For example, WEKA [6,11] stands as a widely recognized and extensively used software suite. Developed by the University of Waikato, WEKA provides a comprehensive collection of machine learning and data mining algorithms and data preprocessing techniques, making it a versatile solution for various data analysis tasks. Its graphical interface and open-source nature have contributed to its popularity, allowing researchers and practitioners to efficiently explore, preprocess, and model data for classification, clustering, regression, association rules mining and other machine learning tasks. WEKA must be downloaded and installed on Linux, Windows or Mac OS operating systems as long as Java is installed and configured.

Demsar et al. [7] present Orange, an open-source Python-based framework for data mining and machine learning, which can be used by both researchers and experienced users. Orange empowers users to construct workflows, visualize data, and experiment with various machine learning and data mining techniques (k-means clustering included), while the script-oriented capabilities facilitate the integration of novel methods. Like WEKA, Orange must be downloaded and installed on Linux, Windows or Mac OS operating systems. Also, Orange is built on top of the Python language and relies on Python libraries to provide its functionalities. Therefore, having a Python installation is a prerequisite.

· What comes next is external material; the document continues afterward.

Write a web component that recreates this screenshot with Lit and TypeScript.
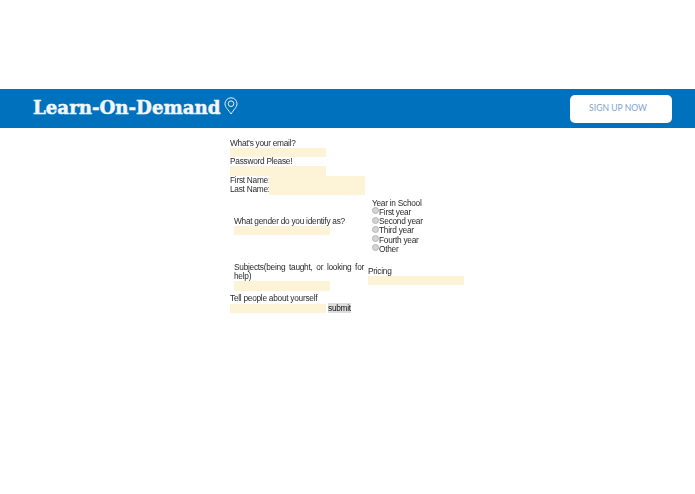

Scikit-learn [8], a widely used machine learning library in Python, offers an extensive set of tools for various tasks in data analysis and modeling. Developed on the foundation of NumPy, SciPy, and matplotlib, scikit-learn provides a user-friendly interface for tasks such as classification, regression, clustering, and more. Its straightforward API and comprehensive documentation make it an essential resource for researchers seeking efficient and accessible implementations of diverse algorithms. Utilizing scikit-learn necessitates having Python installed on your system and a certain level of programming skills. Since scikit-learn is a Python-based library, users should have a working Python environment to leverage its capabilities.

While WEKA, Orange and Scikit-learn provide implementation of the k-means clustering, they do not offer built-in support for k-modes and k-prototypes algorithms. This limitation highlights the importance of considering alternative libraries or tools when working with datasets that require these specialized clustering techniques.

Several R libraries offer implementations of the k-means clustering. The “stats” package, which is included in the base R distribution, provides k-means implementation. Additionally, the “cluster” package [16] introduces more advanced variants of the algorithm which supports various centroids initialization methods. Also, Brock et al. [17] present clValid, a package in R, that includes a set of functions which validates the cluster analysis results. The aforementioned R libraries do not offer directly k-modes and k-prototypes implementations. The clustMixType package [9] offers clustering methods for mixed-type data. While it does not provide a direct implementation of k-modes or k-prototypes, it offers various clustering algorithms suitable for mixed data types. Using the aforementioned libraries require a combination of programming skills, statistical knowledge, and of’ course, a familiarity with the R environment.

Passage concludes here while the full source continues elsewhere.